SEBI's New Finfluencer Regulations

Digital platforms have changed the way we gain access to information. Sadly, finance information has also reached a stage where there is an unprecedented growth of unregulated entities and individuals, normally referred to as “finfluencers,” who extend investment advice through digital platforms without proper registration or oversight.

SEBI has been very aware of the issue and has taken large steps to regulate those finfluencers for investors’ protection. Let us look at the new SEBI regulations in detail and what they spell for the financial advisory landscape in India.

Rise of Finfluencers and the Need for Regulation

The number of finfluencers giving financial advice has grown exponentially with the growth of social media platforms, including YouTube, Instagram, and Twitter. In fact, very often, tips about stocks, investment strategies, and financial products are shared freely without any formal licenses and registration with regulatory bodies that such activities demand.

Why Regulation for Finfluencers is Needed?

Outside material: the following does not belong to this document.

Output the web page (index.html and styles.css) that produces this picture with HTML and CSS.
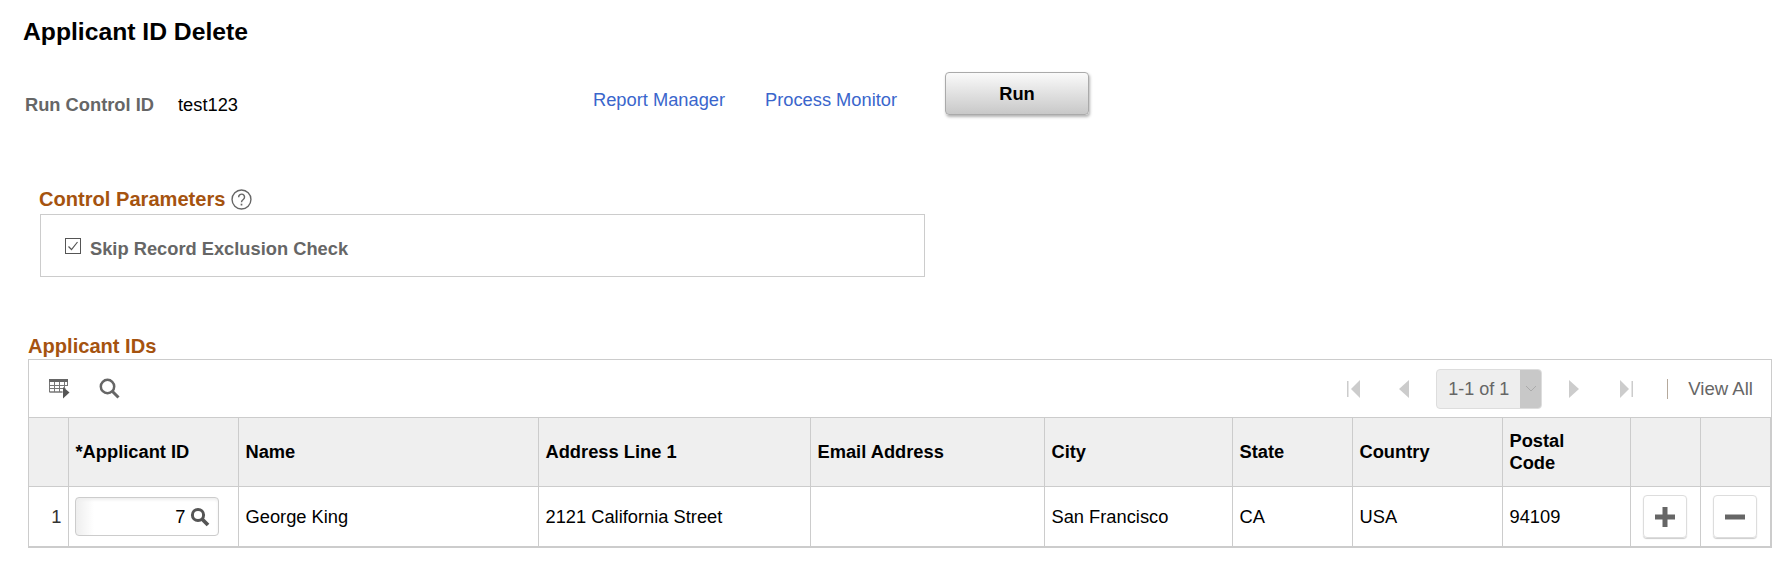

Understand the requirements of SEBI’s regulations for finfluencers in the financial ecosystem. Below are some of the important requirements are stated:

Lack of Expertise and Misleading Advice

Most finfluencers lack the expertise that would qualify them to give proper advice on finance. Some of this advice may be biased, misleading, or incomplete, resulting in high risks for investors. For instance, a finfluencer may recommend investment in a particular stock without full knowledge of the company’s fundamentals or the broader general economic context, thus leading to uninformed decisions by their followers.

Conflicts of Interest

Some finfluencers are paid by companies to promote certain financial products, which creates conflicts of interest that could lead to them giving certain advice that is not in the best interest of their followers. Such undisclosed promotions mislead investors into thinking that the advice is unbiased while it is paid content.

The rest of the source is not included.